How does it change the performance?
In the last few years, a small number of grinders have hit the market that boast an adjustable grinding speed. The best known of these are Lynn Weber’s EG-1, Victoria Arduino’s Mythos 2, and most recently Ceado’s Hero E37Z. The marketing material for each of these grinders claims that being able to change the RPM allows you to somehow optimise the grind for different coffees, or produce different types of extraction — but none of them make any specific claims about how slower or faster grind speeds might achieve this. So is the adjustable RPM just a gimmick, or can it really improve our extractions?
The holy grail of coffee grinding is to produce higher, more even extractions, by producing particles that are more even in size. Unfortunately, the published evidence for the effect of RPM on the particle size distribution is limited, and the effect may well be different for different grinders.
What we can say is that faster RPMs typically deliver finer grinds for a given grind setting, producing more fines and a less modal grind size distribution. However, it’s not yet clear if this effect is any different to simply grinding finer.
Particle size distributions of coffee ground at different RPMs. Source: Blackwater Issue
This chart, adapted from an article in Korea’s Blackwater Issue, shows the grind size distribution changing as the burr speed changes, with the higher RPM resulting in a smaller median grind size and more fines. However, this effect appears to be very similar to the effects of simply changing the grind setting as shown in the graph below.
Particle size distributions of coffee ground at different grind settings. Source: Blackwater Issue
These results are backed up by Jonathan Gagne’s experiments with his EG-1: “‘With my burrs, more speed makes the distribution finer and that’s it,” he explained in Matt’s Telegram Channel. “If I compensate with the spacing I get the exact same results in [extraction] and taste.”
We do however have one piece of evidence that changing the RPM changes extraction, beyond just making the grind finer. Gwilym Davies sent us some data from a series of shots he ran using a Mythos 2 at two different RPM settings. He also found that a higher RPM resulted in a finer grind and hence slower shot times — but if you take the shot time into account, then the lower RPM setting produced consistently higher extractions.

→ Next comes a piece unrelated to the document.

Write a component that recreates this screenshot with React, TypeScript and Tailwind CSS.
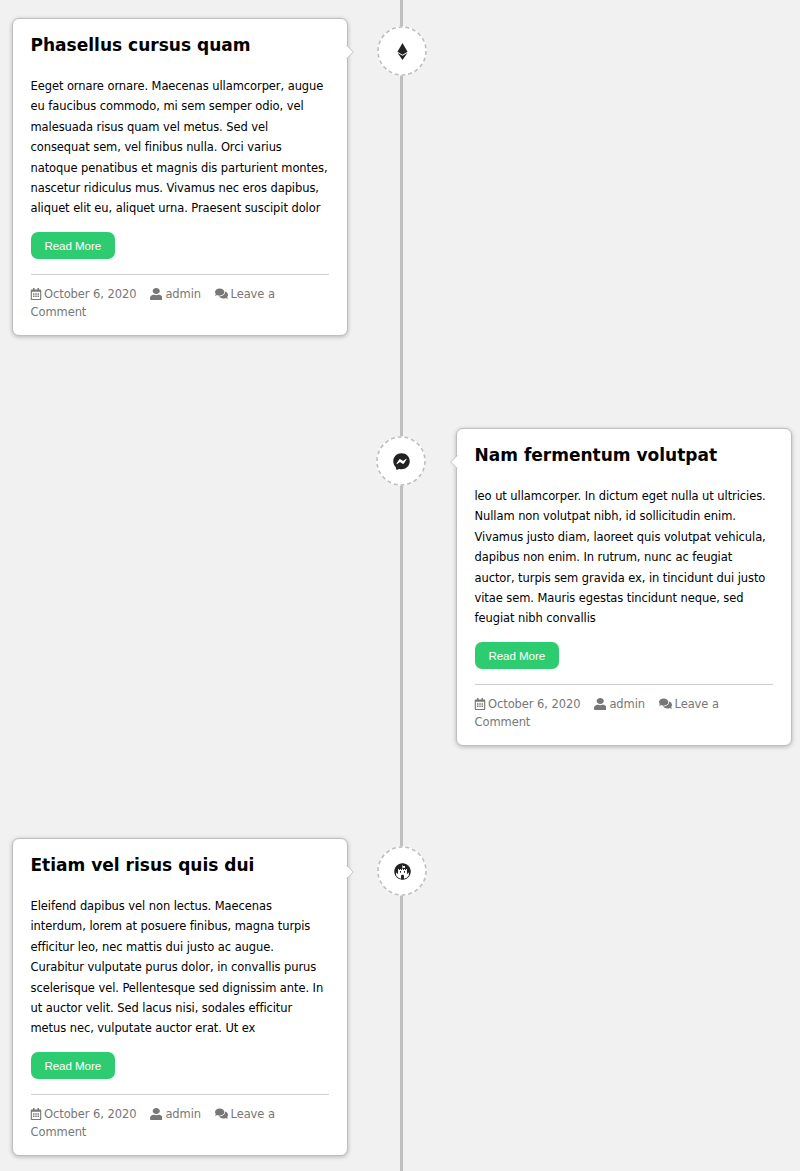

The effect of grinder RPM on the TDS of espresso shots. Grouping the data by shot time rather than grind setting shows a distinct difference in extraction between the two RPM settings. Data courtesy of Gwilym Davies
This shows that, for the Mythos 2 at least, changing the RPM is altering the grind quality beyond just making it finer or coarser. However, we can’t yet say if that’s because of changes to the particle size distribution, or some other factor — for example particle shape.
A higher RPM allows coffee to be ground more quickly, which might make the high RPM settings desirable in a busy cafe. However, grinding faster means the dose becomes less accurate. The Mythos 2 compensates for this by grinding the last portion of each dose more slowly, to increase the accuracy of the dosing.
This can have unexpected results in other grinders. AC motors use the alternating frequency of the current to turn the motor, which means that a different mains frequency will produce a different RPM. Most countries use a mains frequency of 50 Hz, but in the Americas, and some parts of Asia, 60 Hz is more common. This means a grinder with an AC motor operates at a higher rpm in the USA than it does in Australia, for example. This can make the dosing for this type of grinder slightly less accurate in the USA, and might have a small effect on grind quality, too.
Finally, changing the RPM also changes the amount of heat produced in the grinder — but not in the way you might expect. In his talk at the 2015 Barista Camp, Christian Klatt explained that increasing the RPM of the grinder may actually reduce the effect of temperature on grinding. At higher rpm, the coffee passes through the grinder more quickly, so it has less time to absorb heat from the chamber, he explains. The motor will also generate less heat, as it is operating for less time per grind.